What an embarrassment. Holy shit. (I know… sorry.)
I’m back, reading this Beangram again… still can’t believe this is what we’re dealing with.
On a related note, I’d like to see if we can get Jim to stand in the senate and say that the 5th root of the total percentage growth rate in TTFs in the last five years is 2.3 percent. Come on Jim… let’s talk this out in public.
It’s hard to check his math or compare this to his previous figures (noted on this blog; click the Beangrams tag for previous head-scratchers) when he uses FTE instead of Headcount. His previous figures used Headcount, which is all I am able to find on the ir.uoregon.edu web site.
And his previous figures mostly used 2008 as a baseline, except when another year was used for some reason (or no reason). Why pick 2007 now? Does it make the numbers look better somehow? His previous figures categorized people into different bins than these figures as well, so again, we can’t compare them.
If he’s trying to wear us out by trotting out different sets of numbers every time he pokes his head up, well, it’s working on me. I’m worn out.

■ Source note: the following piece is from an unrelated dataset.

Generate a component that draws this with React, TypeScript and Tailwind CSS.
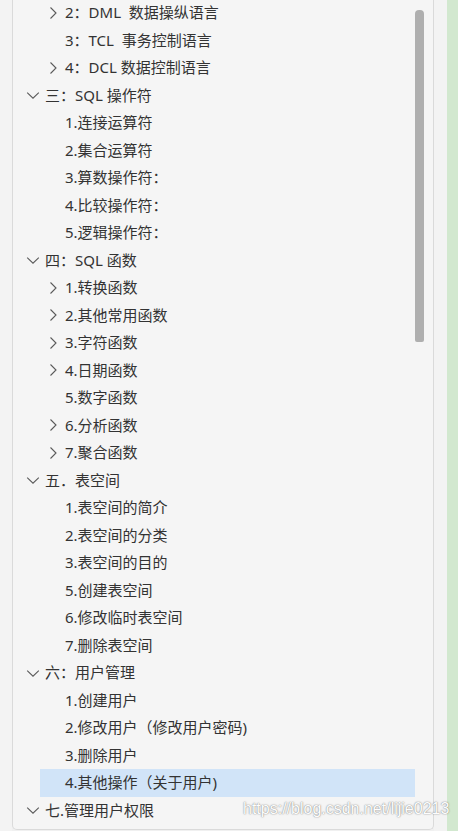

Based on his track record, I do not believe that these figures are reflective of the reality experienced by faculty, staff, and students at the University of Oregon. Whether that’s because he’s monkeying with the baseline date, monkeying with the FTE/Headcount distinction, or just plain doing the math wrong, he’s either cherry picking the numbers so that they look good, or he doesn’t know what he’s doing. He’s been guilty of all of those offenses before, whether intentional or not, so there’s no reason to believe that any of it is meaningful this time.
I do note that he didn’t mention changes in classroom space, faculty office space, research space, or child care facilities. How are we doing on those?
Johnson Hall has been entirely converted to child care. Other AAU metrics don’t look so good.